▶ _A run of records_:
■ ■ ■

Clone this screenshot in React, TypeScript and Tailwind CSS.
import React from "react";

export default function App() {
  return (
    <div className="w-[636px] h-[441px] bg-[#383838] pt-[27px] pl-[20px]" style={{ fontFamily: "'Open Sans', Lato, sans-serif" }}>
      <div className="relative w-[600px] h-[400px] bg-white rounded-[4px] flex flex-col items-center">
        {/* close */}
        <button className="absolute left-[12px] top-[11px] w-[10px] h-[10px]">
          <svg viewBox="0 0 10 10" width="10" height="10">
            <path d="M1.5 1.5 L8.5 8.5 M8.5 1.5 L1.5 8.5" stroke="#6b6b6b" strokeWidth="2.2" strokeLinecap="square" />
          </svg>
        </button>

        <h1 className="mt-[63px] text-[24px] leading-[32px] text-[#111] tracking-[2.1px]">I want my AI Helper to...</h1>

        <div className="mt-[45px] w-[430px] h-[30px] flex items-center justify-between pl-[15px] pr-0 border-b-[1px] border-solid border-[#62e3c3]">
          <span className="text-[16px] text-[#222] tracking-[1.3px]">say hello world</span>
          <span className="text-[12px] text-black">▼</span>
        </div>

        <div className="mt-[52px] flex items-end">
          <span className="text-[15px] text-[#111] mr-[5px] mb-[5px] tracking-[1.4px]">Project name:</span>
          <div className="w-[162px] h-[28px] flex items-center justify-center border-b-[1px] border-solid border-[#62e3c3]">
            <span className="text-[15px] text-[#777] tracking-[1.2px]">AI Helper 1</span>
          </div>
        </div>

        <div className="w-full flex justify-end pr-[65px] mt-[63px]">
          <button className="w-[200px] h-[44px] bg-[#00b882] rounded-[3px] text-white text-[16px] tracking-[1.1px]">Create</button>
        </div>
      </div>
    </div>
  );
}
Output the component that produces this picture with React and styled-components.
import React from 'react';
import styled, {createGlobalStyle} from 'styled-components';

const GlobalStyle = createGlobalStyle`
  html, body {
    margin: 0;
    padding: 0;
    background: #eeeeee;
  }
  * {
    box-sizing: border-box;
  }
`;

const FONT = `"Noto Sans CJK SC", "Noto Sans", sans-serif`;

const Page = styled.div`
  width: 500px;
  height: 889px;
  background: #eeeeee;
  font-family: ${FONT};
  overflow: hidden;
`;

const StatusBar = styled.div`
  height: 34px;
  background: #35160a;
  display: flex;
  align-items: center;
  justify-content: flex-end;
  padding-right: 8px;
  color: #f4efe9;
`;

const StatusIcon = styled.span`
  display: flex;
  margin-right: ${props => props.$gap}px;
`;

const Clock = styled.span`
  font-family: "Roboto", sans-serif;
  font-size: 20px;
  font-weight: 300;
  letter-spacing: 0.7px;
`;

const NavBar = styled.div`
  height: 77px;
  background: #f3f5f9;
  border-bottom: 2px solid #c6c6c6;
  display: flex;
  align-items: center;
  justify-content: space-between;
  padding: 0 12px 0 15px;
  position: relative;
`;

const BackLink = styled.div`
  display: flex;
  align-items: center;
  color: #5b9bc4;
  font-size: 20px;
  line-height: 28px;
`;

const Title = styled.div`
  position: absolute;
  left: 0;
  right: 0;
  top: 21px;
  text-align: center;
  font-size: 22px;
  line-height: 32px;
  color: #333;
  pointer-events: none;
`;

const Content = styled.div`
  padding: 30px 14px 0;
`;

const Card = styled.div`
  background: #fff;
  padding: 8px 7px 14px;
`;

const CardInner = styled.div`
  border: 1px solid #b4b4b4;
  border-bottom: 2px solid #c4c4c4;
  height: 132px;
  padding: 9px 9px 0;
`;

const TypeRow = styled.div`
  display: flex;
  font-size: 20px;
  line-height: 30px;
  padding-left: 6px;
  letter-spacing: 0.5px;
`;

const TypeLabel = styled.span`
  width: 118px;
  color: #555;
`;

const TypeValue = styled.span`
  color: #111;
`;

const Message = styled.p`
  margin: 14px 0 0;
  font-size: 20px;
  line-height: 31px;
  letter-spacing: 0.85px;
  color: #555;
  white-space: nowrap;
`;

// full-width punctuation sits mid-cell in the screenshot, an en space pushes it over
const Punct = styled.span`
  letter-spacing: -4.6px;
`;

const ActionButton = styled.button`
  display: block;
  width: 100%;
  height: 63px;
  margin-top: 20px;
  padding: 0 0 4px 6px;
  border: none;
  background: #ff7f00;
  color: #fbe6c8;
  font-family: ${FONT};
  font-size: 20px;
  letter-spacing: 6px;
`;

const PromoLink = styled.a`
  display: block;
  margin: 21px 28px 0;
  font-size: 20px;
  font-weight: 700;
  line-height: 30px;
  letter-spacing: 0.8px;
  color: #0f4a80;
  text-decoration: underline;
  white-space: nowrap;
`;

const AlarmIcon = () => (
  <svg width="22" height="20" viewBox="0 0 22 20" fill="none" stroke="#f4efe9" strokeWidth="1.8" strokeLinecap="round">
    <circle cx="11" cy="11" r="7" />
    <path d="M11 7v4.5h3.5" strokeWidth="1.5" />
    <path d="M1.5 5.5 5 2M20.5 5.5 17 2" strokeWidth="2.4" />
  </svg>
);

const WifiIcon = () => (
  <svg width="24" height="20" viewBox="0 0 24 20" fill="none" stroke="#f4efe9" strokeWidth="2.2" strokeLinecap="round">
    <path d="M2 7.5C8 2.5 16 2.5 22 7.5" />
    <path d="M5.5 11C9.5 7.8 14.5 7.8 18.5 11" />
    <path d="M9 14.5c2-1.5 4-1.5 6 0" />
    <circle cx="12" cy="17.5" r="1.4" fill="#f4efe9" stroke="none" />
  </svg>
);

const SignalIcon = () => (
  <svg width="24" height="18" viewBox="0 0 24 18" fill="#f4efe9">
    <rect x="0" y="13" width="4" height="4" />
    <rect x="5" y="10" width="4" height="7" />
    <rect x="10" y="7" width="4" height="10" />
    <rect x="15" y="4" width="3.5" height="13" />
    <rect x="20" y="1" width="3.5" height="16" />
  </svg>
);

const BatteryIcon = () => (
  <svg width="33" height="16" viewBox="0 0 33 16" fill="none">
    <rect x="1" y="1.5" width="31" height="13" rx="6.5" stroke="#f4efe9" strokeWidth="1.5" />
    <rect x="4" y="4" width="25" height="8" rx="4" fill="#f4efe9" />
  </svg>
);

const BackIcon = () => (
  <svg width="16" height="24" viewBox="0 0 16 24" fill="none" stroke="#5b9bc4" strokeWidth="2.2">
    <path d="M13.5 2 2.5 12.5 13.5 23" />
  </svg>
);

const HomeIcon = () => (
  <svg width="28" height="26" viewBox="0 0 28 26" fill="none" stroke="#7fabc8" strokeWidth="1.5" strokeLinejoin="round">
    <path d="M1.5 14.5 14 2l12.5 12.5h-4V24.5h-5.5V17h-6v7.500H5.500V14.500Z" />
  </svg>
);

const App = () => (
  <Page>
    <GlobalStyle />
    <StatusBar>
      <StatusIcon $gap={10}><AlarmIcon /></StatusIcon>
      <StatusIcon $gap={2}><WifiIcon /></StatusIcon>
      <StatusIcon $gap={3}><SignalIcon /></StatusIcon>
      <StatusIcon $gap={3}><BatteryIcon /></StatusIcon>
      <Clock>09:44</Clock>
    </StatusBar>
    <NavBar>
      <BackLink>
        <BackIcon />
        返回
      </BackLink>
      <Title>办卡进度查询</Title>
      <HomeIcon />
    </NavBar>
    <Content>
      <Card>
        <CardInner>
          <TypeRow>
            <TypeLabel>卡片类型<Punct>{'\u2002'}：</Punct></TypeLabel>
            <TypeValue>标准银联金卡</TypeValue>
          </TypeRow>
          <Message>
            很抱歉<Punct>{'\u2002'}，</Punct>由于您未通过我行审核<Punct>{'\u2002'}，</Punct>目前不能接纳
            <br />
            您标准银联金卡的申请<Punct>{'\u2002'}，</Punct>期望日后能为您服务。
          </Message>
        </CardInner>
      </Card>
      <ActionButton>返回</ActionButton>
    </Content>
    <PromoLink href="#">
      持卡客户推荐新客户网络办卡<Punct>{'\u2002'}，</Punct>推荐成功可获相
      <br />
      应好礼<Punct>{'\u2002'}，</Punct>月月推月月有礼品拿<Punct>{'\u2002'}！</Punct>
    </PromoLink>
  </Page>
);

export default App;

■ ■ ■

▶ _STATED PROBLEM_: Please print exactly what appears from the first line of the data through the line with "AI Helper to...</h1>", including both of those lines and nothing past them.

▶ _FULL RESPONSE_:
Clone this screenshot in React, TypeScript and Tailwind CSS.
import React from "react";

export default function App() {
  return (
    <div className="w-[636px] h-[441px] bg-[#383838] pt-[27px] pl-[20px]" style={{ fontFamily: "'Open Sans', Lato, sans-serif" }}>
      <div className="relative w-[600px] h-[400px] bg-white rounded-[4px] flex flex-col items-center">
        {/* close */}
        <button className="absolute left-[12px] top-[11px] w-[10px] h-[10px]">
          <svg viewBox="0 0 10 10" width="10" height="10">
            <path d="M1.5 1.5 L8.5 8.5 M8.5 1.5 L1.5 8.5" stroke="#6b6b6b" strokeWidth="2.2" strokeLinecap="square" />
          </svg>
        </button>

        <h1 className="mt-[63px] text-[24px] leading-[32px] text-[#111] tracking-[2.1px]">I want my AI Helper to...</h1>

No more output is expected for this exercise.